--- Task goal ---
Please transcribe the data below exactly. Leave the pictures out.

## Begin Data for this exercise

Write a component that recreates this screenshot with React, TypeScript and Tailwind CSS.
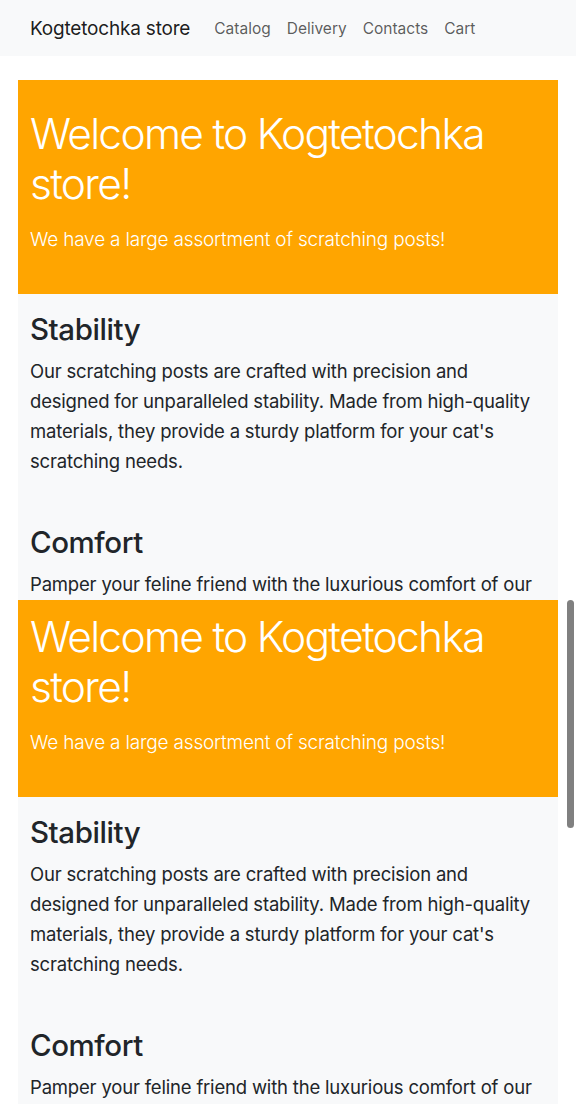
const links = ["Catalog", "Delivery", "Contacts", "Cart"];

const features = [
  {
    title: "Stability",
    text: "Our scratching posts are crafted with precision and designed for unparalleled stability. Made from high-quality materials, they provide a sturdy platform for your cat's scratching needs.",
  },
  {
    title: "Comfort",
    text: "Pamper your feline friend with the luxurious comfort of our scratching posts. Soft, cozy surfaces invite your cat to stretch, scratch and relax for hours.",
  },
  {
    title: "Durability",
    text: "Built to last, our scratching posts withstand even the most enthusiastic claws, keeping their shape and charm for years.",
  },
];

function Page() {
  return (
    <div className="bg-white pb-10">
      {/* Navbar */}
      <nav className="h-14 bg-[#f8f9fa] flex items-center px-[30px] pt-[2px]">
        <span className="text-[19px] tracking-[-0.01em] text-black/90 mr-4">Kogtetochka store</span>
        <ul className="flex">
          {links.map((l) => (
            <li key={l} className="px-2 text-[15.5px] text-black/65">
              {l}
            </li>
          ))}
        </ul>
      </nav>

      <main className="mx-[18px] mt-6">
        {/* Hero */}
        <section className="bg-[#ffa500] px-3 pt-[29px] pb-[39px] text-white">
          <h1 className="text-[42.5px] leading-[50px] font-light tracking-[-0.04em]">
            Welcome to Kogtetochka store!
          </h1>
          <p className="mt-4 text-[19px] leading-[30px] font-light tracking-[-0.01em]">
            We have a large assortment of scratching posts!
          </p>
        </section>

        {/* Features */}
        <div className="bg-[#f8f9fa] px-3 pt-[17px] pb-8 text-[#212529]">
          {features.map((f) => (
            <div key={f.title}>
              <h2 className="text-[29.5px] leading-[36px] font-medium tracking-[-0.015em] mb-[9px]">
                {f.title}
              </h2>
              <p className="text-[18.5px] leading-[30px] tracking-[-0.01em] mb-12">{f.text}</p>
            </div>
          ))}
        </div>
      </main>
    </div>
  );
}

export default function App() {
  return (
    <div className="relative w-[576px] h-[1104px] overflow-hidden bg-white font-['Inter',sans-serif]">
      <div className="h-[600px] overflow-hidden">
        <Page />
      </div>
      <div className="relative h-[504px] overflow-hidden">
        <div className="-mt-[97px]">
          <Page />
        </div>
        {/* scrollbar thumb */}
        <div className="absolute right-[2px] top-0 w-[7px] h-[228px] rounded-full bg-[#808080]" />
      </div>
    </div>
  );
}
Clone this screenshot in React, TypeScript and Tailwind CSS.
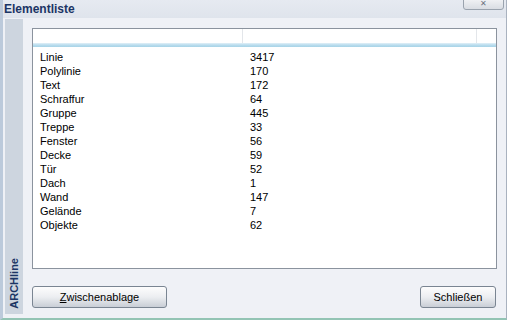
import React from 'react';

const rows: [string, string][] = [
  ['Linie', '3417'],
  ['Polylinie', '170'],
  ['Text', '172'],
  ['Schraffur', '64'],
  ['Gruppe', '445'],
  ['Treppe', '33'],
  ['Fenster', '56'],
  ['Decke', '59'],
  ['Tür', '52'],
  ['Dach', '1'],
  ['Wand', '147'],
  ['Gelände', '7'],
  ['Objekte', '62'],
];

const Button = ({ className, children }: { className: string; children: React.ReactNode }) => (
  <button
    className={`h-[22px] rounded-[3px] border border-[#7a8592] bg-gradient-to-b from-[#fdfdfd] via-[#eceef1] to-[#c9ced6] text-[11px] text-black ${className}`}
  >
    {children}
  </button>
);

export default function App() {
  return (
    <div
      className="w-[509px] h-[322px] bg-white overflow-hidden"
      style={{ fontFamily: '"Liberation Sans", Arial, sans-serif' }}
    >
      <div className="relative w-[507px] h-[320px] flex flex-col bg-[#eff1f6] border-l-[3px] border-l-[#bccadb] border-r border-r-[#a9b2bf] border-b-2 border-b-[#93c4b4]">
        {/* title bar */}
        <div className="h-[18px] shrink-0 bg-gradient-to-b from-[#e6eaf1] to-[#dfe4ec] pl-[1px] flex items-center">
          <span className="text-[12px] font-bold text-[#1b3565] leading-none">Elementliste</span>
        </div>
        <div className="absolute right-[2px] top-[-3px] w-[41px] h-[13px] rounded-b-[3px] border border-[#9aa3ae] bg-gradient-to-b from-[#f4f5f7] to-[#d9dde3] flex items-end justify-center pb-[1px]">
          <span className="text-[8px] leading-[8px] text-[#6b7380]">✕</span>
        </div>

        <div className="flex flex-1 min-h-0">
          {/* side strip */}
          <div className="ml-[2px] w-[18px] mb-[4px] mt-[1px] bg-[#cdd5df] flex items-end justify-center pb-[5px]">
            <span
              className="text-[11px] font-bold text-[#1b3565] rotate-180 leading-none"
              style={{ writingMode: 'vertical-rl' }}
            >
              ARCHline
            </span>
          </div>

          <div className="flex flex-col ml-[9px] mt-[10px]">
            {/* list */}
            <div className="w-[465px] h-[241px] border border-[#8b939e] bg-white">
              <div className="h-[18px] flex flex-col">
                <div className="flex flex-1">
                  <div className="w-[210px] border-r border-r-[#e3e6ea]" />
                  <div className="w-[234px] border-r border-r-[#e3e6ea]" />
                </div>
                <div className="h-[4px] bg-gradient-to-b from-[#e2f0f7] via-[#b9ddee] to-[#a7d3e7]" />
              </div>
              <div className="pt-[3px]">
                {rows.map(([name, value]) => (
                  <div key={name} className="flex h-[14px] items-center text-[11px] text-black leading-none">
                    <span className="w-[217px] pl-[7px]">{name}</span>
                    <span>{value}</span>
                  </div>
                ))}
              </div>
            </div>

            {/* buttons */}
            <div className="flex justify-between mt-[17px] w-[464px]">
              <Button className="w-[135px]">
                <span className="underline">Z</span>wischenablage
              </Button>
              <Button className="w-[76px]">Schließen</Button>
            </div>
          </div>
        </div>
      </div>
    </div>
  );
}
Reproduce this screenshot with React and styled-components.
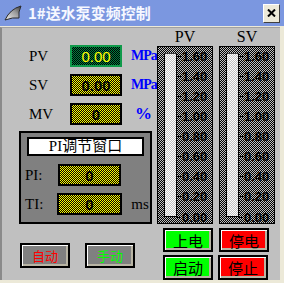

## End Data for this exercise

--- The output ---
Write a component that recreates this screenshot with React, TypeScript and Tailwind CSS.
const links = ["Catalog", "Delivery", "Contacts", "Cart"];

const features = [
  {
    title: "Stability",
    text: "Our scratching posts are crafted with precision and designed for unparalleled stability. Made from high-quality materials, they provide a sturdy platform for your cat's scratching needs.",
  },
  {
    title: "Comfort",
    text: "Pamper your feline friend with the luxurious comfort of our scratching posts. Soft, cozy surfaces invite your cat to stretch, scratch and relax for hours.",
  },
  {
    title: "Durability",
    text: "Built to last, our scratching posts withstand even the most enthusiastic claws, keeping their shape and charm for years.",
  },
];

function Page() {
  return (
    <div className="bg-white pb-10">
      {/* Navbar */}
      <nav className="h-14 bg-[#f8f9fa] flex items-center px-[30px] pt-[2px]">
        <span className="text-[19px] tracking-[-0.01em] text-black/90 mr-4">Kogtetochka store</span>
        <ul className="flex">
          {links.map((l) => (
            <li key={l} className="px-2 text-[15.5px] text-black/65">
              {l}
            </li>
          ))}
        </ul>
      </nav>

      <main className="mx-[18px] mt-6">
        {/* Hero */}
        <section className="bg-[#ffa500] px-3 pt-[29px] pb-[39px] text-white">
          <h1 className="text-[42.5px] leading-[50px] font-light tracking-[-0.04em]">
            Welcome to Kogtetochka store!
          </h1>
          <p className="mt-4 text-[19px] leading-[30px] font-light tracking-[-0.01em]">
            We have a large assortment of scratching posts!
          </p>
        </section>

        {/* Features */}
        <div className="bg-[#f8f9fa] px-3 pt-[17px] pb-8 text-[#212529]">
          {features.map((f) => (
            <div key={f.title}>
              <h2 className="text-[29.5px] leading-[36px] font-medium tracking-[-0.015em] mb-[9px]">
                {f.title}
              </h2>
              <p className="text-[18.5px] leading-[30px] tracking-[-0.01em] mb-12">{f.text}</p>
            </div>
          ))}
        </div>
      </main>
    </div>
  );
}

export default function App() {
  return (
    <div className="relative w-[576px] h-[1104px] overflow-hidden bg-white font-['Inter',sans-serif]">
      <div className="h-[600px] overflow-hidden">
        <Page />
      </div>
      <div className="relative h-[504px] overflow-hidden">
        <div className="-mt-[97px]">
          <Page />
        </div>
        {/* scrollbar thumb */}
        <div className="absolute right-[2px] top-0 w-[7px] h-[228px] rounded-full bg-[#808080]" />
      </div>
    </div>
  );
}
Clone this screenshot in React, TypeScript and Tailwind CSS.
import React from 'react';

const rows: [string, string][] = [
  ['Linie', '3417'],
  ['Polylinie', '170'],
  ['Text', '172'],
  ['Schraffur', '64'],
  ['Gruppe', '445'],
  ['Treppe', '33'],
  ['Fenster', '56'],
  ['Decke', '59'],
  ['Tür', '52'],
  ['Dach', '1'],
  ['Wand', '147'],
  ['Gelände', '7'],
  ['Objekte', '62'],
];

const Button = ({ className, children }: { className: string; children: React.ReactNode }) => (
  <button
    className={`h-[22px] rounded-[3px] border border-[#7a8592] bg-gradient-to-b from-[#fdfdfd] via-[#eceef1] to-[#c9ced6] text-[11px] text-black ${className}`}
  >
    {children}
  </button>
);

export default function App() {
  return (
    <div
      className="w-[509px] h-[322px] bg-white overflow-hidden"
      style={{ fontFamily: '"Liberation Sans", Arial, sans-serif' }}
    >
      <div className="relative w-[507px] h-[320px] flex flex-col bg-[#eff1f6] border-l-[3px] border-l-[#bccadb] border-r border-r-[#a9b2bf] border-b-2 border-b-[#93c4b4]">
        {/* title bar */}
        <div className="h-[18px] shrink-0 bg-gradient-to-b from-[#e6eaf1] to-[#dfe4ec] pl-[1px] flex items-center">
          <span className="text-[12px] font-bold text-[#1b3565] leading-none">Elementliste</span>
        </div>
        <div className="absolute right-[2px] top-[-3px] w-[41px] h-[13px] rounded-b-[3px] border border-[#9aa3ae] bg-gradient-to-b from-[#f4f5f7] to-[#d9dde3] flex items-end justify-center pb-[1px]">
          <span className="text-[8px] leading-[8px] text-[#6b7380]">✕</span>
        </div>

        <div className="flex flex-1 min-h-0">
          {/* side strip */}
          <div className="ml-[2px] w-[18px] mb-[4px] mt-[1px] bg-[#cdd5df] flex items-end justify-center pb-[5px]">
            <span
              className="text-[11px] font-bold text-[#1b3565] rotate-180 leading-none"
              style={{ writingMode: 'vertical-rl' }}
            >
              ARCHline
            </span>
          </div>

          <div className="flex flex-col ml-[9px] mt-[10px]">
            {/* list */}
            <div className="w-[465px] h-[241px] border border-[#8b939e] bg-white">
              <div className="h-[18px] flex flex-col">
                <div className="flex flex-1">
                  <div className="w-[210px] border-r border-r-[#e3e6ea]" />
                  <div className="w-[234px] border-r border-r-[#e3e6ea]" />
                </div>
                <div className="h-[4px] bg-gradient-to-b from-[#e2f0f7] via-[#b9ddee] to-[#a7d3e7]" />
              </div>
              <div className="pt-[3px]">
                {rows.map(([name, value]) => (
                  <div key={name} className="flex h-[14px] items-center text-[11px] text-black leading-none">
                    <span className="w-[217px] pl-[7px]">{name}</span>
                    <span>{value}</span>
                  </div>
                ))}
              </div>
            </div>

            {/* buttons */}
            <div className="flex justify-between mt-[17px] w-[464px]">
              <Button className="w-[135px]">
                <span className="underline">Z</span>wischenablage
              </Button>
              <Button className="w-[76px]">Schließen</Button>
            </div>
          </div>
        </div>
      </div>
    </div>
  );
}
Reproduce this screenshot with React and styled-components.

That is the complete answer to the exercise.